According to the newspaper reports, the Wonnarua wounded the shepherd and set fire to the corn crop before the shepherd gathered other settlers on the estate and attacked the mob, killing 12.
In 1877, a man present for the incident told the Maitland Mercury that, in actuality, a party had formed to punish the Aboriginal people for taking cobs of maise to take back to their camps.
The man said the group fired upon a number of men, women and children at the camp, killing some and wounding others.
Dr Debenham revealed that some settlers were aware that the harsh massacres and reprisal killings of Aboriginals often outweighed the crimes that incited them.
“In one newspaper article that reported the massacre, an anonymous writer really puts into question the sanction behind the murders of these people,” Dr Debenham said.
“They say that the murder was over the top for what had happened to incite the massacre in the first place.”
Hunter massacre event begins “code of silence”
Dr Debenham revealed that one tragic massacre near the Hunter was history-making.
“The 1838 Mill Creek massacre was the only one where white settlers were convicted of murdering Aboriginal people,” she said.
The Mill Creek massacre occurred in 1828 in the late Raymond Terrace Police District and was a reprisal act after an Aboriginal mob stole a settler child.

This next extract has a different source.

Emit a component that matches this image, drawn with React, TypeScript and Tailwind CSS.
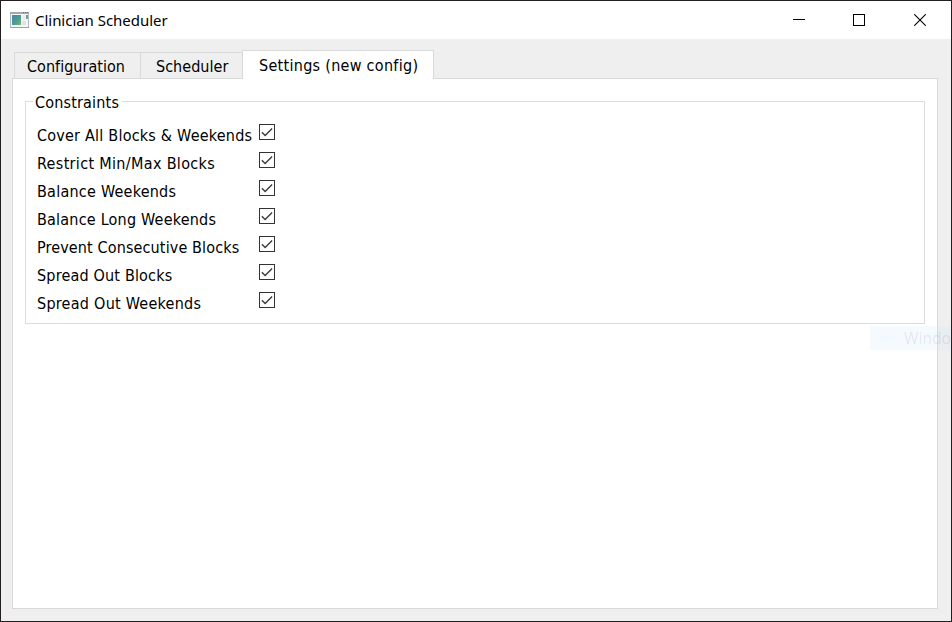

Records from the map reveal that the mob was pursued by a group of armed soldiers before the child was recovered. However, in the rescue process, 11 Aboriginal people lost their lives.
“After that time, the code of silence becomes even denser around massacres … colonisers didn’t want to be put on trial for murder,” Dr Debenham said.

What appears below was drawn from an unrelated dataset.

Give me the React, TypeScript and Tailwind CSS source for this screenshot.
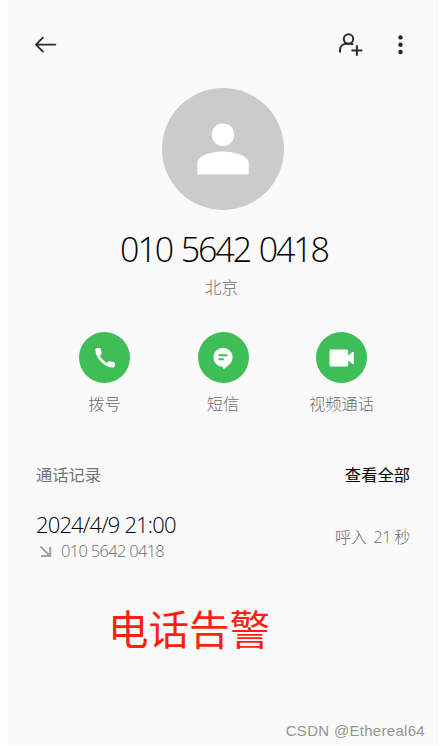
import React from "react";

const cjk = "font-['Noto_Sans_CJK_SC',sans-serif]";
const digits = "font-['Open_Sans','Noto_Sans_CJK_SC',sans-serif]";

function Action({ label, children }: { label: string; children: React.ReactNode }) {
  return (
    <button className="flex w-[118.5px] flex-col items-center">
      <span className="flex size-[51px] items-center justify-center rounded-full bg-[#3dbe57]">{children}</span>
      <span className={`${cjk} mt-2 text-[16.3px] leading-6 font-light text-[#6c6c6c]`}>{label}</span>
    </button>
  );
}

function Header() {
  return (
    <header className="flex h-[88px] items-center justify-between pr-[33px] pl-[27px]">
      <button aria-label="返回">
        <svg width="24" height="20" viewBox="0 0 24 20" fill="none" stroke="#2b2b2b" strokeWidth="1.9" strokeLinecap="round" strokeLinejoin="round">
          <path d="M21.3 10.6H2.2M8.9 3.7 2 10.6l6.9 7" />
        </svg>
      </button>
      <div className="flex items-center gap-[33px]">
        <button aria-label="添加联系人">
          <svg width="26" height="24" viewBox="0 0 26 24" fill="none" stroke="#2b2b2b" strokeWidth="2">
            <circle cx="11.5" cy="7" r="4.7" />
            <path d="M3 20.4v-2.3c0-4 2.900-6.300 6.700-6.300h3.600c1.200 0 2.100.2 3 .7M19.900 13.200v10.600M14.500 18.500h10.800" />
          </svg>
        </button>
        <button aria-label="更多">
          <svg width="10" height="24" viewBox="0 0 10 24" fill="#252525">
            <circle cx="4.5" cy="5.4" r="2.2" />
            <circle cx="4.5" cy="12.7" r="2.2" />
            <circle cx="4.5" cy="20" r="2.2" />
          </svg>
        </button>
      </div>
    </header>
  );
}

export default function App() {
  return (
    <div className="h-[746px] w-[440px] bg-white pr-px pb-px pl-[7px]">
      <main className="flex h-full flex-col bg-[#fafafa]">
        <Header />

        <section className="flex flex-col items-center">
          <div className="flex size-[122px] items-center justify-center rounded-full bg-[#cbcbcb]">
            <svg width="52" height="52" viewBox="0 0 52 52" fill="white">
              <circle cx="26" cy="11.7" r="11.3" />
              <path d="M.3 51.5V39.5C.3 33.5 13 28.5 26 28.5s25.7 5 25.7 11v12z" />
            </svg>
          </div>
          <h1 className={`${digits} mt-[17px] -mr-[2px] text-[34px] leading-[44px] font-light tracking-[-2.1px] [word-spacing:2px] whitespace-nowrap text-black`}>010 5642 0418</h1>
          <p className={`${cjk} mt-[4px] mr-[3px] text-[16.5px] leading-6 font-light text-[#6c6c6c]`}>北京</p>
        </section>

        <nav className="mt-[33px] flex justify-center">
          <Action label="拨号">
            <svg width="22" height="22" viewBox="0 0 22 22" fill="white">
              <path d="M2.600 1.200 5.400.900c.8-.1 1.200.3 1.400 1l.8 4.200c.1.600 0 1-.4 1.400L5.900 8.900c2 3.100 4.200 5.300 7 7.100l1.500-1.400c.4-.4.8-.5 1.400-.4l4.200 1.100c.7.200 1 .7.900 1.400l-.4 2.700c-.1.800-.6 1.200-1.400 1.200C10.500 20.200 1.700 11.500 1.300 2.700c0-.9.500-1.400 1.300-1.500z" />
            </svg>
          </Action>
          <Action label="短信">
            <svg width="22" height="24" viewBox="0 0 22 24" fill="none">
              <path fill="white" d="M11 1.800a9.600 9.600 0 1 1-9.600 9.600A9.600 9.600 0 0 1 11 1.800z" />
              <path fill="white" d="M10.900 19.500h5.300l-4 3.300c-.6.400-1.300 0-1.300-.7z" />
              <path stroke="#3dbe57" strokeWidth="2" d="M6.500 9.200h9M6.500 13.300h5.400" />
            </svg>
          </Action>
          <Action label="视频通话">
            <svg width="26" height="18" viewBox="0 0 26 18" fill="white">
              <path d="M2 .5h15.700c.9 0 1.500.6 1.500 1.500v4.600l4.300-3.700c.6-.5 1.300-.2 1.300.6v11c0 .8-.7 1.100-1.300.6l-4.300-3.700V16c0 .9-.6 1.500-1.500 1.500H2c-.9 0-1.500-.6-1.500-1.500V2C.5 1.100 1.100.5 2 .5z" />
            </svg>
          </Action>
        </nav>

        <section className="mt-[47px] pr-[29px] pl-[29px]">
          <div className={`${cjk} flex items-center justify-between text-[16.3px] leading-6`}>
            <h2 className="font-normal text-[#747474]">通话记录</h2>
            <button className="font-normal text-black">查看全部</button>
          </div>
          <div className="mt-[24px] flex items-center justify-between">
            <div>
              <p className={`${digits} text-[22px] leading-7 font-light tracking-[-0.85px] whitespace-nowrap text-black`}>2024/4/9 21:00</p>
              <div className="flex h-[26px] items-center">
                <svg className="mr-[9px] ml-[3px]" width="13" height="13" viewBox="0 0 13 13" fill="none" stroke="#a2a2a2" strokeWidth="2">
                  <path d="m1.500 1.500 9 9M11.200 2v9H2" />
                </svg>
                <span className={`${digits} text-[16.500px] font-light tracking-[-0.7px] whitespace-nowrap text-[#6c6c6c]`}>010 5642 0418</span>
              </div>
            </div>
            <p className={`${digits} text-[16.300px] leading-6 font-light tracking-[-0.65px] whitespace-pre text-[#6c6c6c]`}>呼入  21 秒</p>
          </div>
        </section>

        <p className={`${cjk} mt-[36px] ml-[101px] text-[40.5px] leading-[56px] font-normal text-[#ff1e10]`}>电话告警</p>

        <footer className="mt-auto pr-[14px] pb-[2px] text-right font-['Liberation_Sans',sans-serif] text-[15px] leading-6 tracking-[0.3px] text-[#949494]">
          CSDN @Ethereal64
        </footer>
      </main>
    </div>
  );
}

Dr Debenham said the recording of massacre events was eventually associated with an “uncivilised national image”.
“Before the turn of the 20th century, Australia’s historical record is littered with massacres, but after that period, it just disappears,” she said.
“It’s to do with Federation and the fact that Australia wanted to be seen as a modern, progressive society.”
Dr Debenham said that investigating colonial history had been no easy task.
“It’s a painstaking, needle in the haystack kind of history where you confer with government and police reports and a lot of archival evidence, such as diaries and newspapers,” she said.
“Some reports make you cry, and on those days, it affects you more than on other days.
Quest for the truth of white settlement
The team’s map project is already beginning to inform the next generation and has been embedded in the NSW curriculum as an education tool.
“It’s been a huge learning curve for a lot of people … we’ve had comments from the general public telling us that they never knew these kinds of events had happened,” Dr Debenham said.
“I think what we learn from it is that Australia was not settled peacefully.
“It was an ongoing battle that was maintained by Aboriginal people as they tried very hard to prevent settlers from entering their country.”
With National Reconciliation Week in May, Dr Debenham hopes the map will better assist Australians to understand the trauma inflicted on Aboriginal and Torres Strait Islander peoples.
“As reconciliation week is coming up, the whole idea that Australia is a stolen country is something people need to better understand,” she said.
“I worry that our reconciliation efforts are being hampered by our ambivalence to these kinds of events … so our project will hopefully enlighten a lot of people.”
Due to funding limitations, Dr Debenham revealed that the map would most likely remain in its existing form, with some minor updates added when necessary.
“Unfortunately, our stage four research is the last time the map is going to be significantly updated – there’s no more funding for the project,” she said.